### WORK TO COMPLETE
Would you repeat the listing exactly but omit every picture?

--- Start of MATERIAL ---

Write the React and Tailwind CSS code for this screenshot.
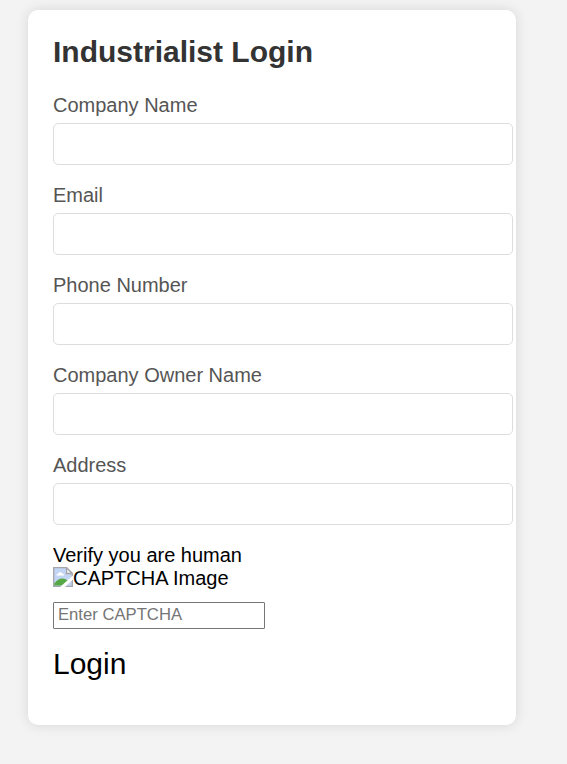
const fields = ["Company Name", "Email", "Phone Number", "Company Owner Name", "Address"];

function BrokenImage() {
  return (
    <svg className="h-5 w-5 shrink-0" viewBox="0 0 20 20">
      <path d="M.7.7h12.8l5.8 5.800v12.8H.7z" fill="#c3d5f5" stroke="#a3a5a8" strokeWidth="1.300" />
      <path d="M3.500 8.500c0-1.300 1-2 2-2 .5-1.500 3-1.700 3.600 0 1.500 0 2.200 1 2.200 2z" fill="#fff" />
      <path d="M1.400 18.600v-2c2-3.300 5-5.100 8.100-5.100 2.500 0 4.800 1.500 6 3.500l-4 3.600z" fill="#55a844" />
      <path d="M7 20 20 8.500v4L12 20z" fill="#fff" />
      <path d="M13.500.7v5.800h5.800z" fill="#f5f6f8" stroke="#a3a5a8" strokeWidth="1.300" />
    </svg>
  );
}

export default function App() {
  return (
    <div className="h-[764px] overflow-hidden bg-[#f3f3f3] pt-[10px] pl-7 font-['Liberation_Sans',Arial,sans-serif] text-xl leading-[23px]">
      <form className="h-[715px] w-[488px] rounded-[10px] bg-white pt-[25px] pl-[25px] shadow-[0_0_13px_rgba(0,0,0,0.12)]">
        <h2 className="mb-[25px] text-[30px] leading-[34px] font-bold text-[#333]">Industrialist Login</h2>
        {fields.map((name) => (
          <label key={name} className="mb-[19px] block w-[460px] text-[#555]">
            <span className="mb-[6px] block">{name}</span>
            <input className="block h-[42px] w-full rounded-[5px] border border-[#ddd] bg-white px-3" />
          </label>
        ))}
        <p className="text-black">Verify you are human</p>
        <div className="flex text-black"><BrokenImage /><span>CAPTCHA Image</span></div>
        <input placeholder="Enter CAPTCHA" className="mt-3 block h-[27px] w-[212px] rounded-[1px] border border-[#767676] px-1 pb-[2px] text-[16.67px] placeholder:text-[#757575]" />
        <button type="button" className="mt-[17px] block text-[30px] leading-9 text-black">Login</button>
      </form>
    </div>
  );
}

--- End of MATERIAL ---

### SOLUTION BELOW
Write the React and Tailwind CSS code for this screenshot.
const fields = ["Company Name", "Email", "Phone Number", "Company Owner Name", "Address"];

function BrokenImage() {
  return (
    <svg className="h-5 w-5 shrink-0" viewBox="0 0 20 20">
      <path d="M.7.7h12.8l5.8 5.800v12.8H.7z" fill="#c3d5f5" stroke="#a3a5a8" strokeWidth="1.300" />
      <path d="M3.500 8.500c0-1.300 1-2 2-2 .5-1.500 3-1.700 3.600 0 1.500 0 2.200 1 2.200 2z" fill="#fff" />
      <path d="M1.400 18.600v-2c2-3.300 5-5.100 8.100-5.100 2.500 0 4.800 1.500 6 3.500l-4 3.600z" fill="#55a844" />
      <path d="M7 20 20 8.500v4L12 20z" fill="#fff" />
      <path d="M13.500.7v5.800h5.800z" fill="#f5f6f8" stroke="#a3a5a8" strokeWidth="1.300" />
    </svg>
  );
}

export default function App() {
  return (
    <div className="h-[764px] overflow-hidden bg-[#f3f3f3] pt-[10px] pl-7 font-['Liberation_Sans',Arial,sans-serif] text-xl leading-[23px]">
      <form className="h-[715px] w-[488px] rounded-[10px] bg-white pt-[25px] pl-[25px] shadow-[0_0_13px_rgba(0,0,0,0.12)]">
        <h2 className="mb-[25px] text-[30px] leading-[34px] font-bold text-[#333]">Industrialist Login</h2>
        {fields.map((name) => (
          <label key={name} className="mb-[19px] block w-[460px] text-[#555]">
            <span className="mb-[6px] block">{name}</span>
            <input className="block h-[42px] w-full rounded-[5px] border border-[#ddd] bg-white px-3" />
          </label>
        ))}
        <p className="text-black">Verify you are human</p>
        <div className="flex text-black"><BrokenImage /><span>CAPTCHA Image</span></div>
        <input placeholder="Enter CAPTCHA" className="mt-3 block h-[27px] w-[212px] rounded-[1px] border border-[#767676] px-1 pb-[2px] text-[16.67px] placeholder:text-[#757575]" />
        <button type="button" className="mt-[17px] block text-[30px] leading-9 text-black">Login</button>
      </form>
    </div>
  );
}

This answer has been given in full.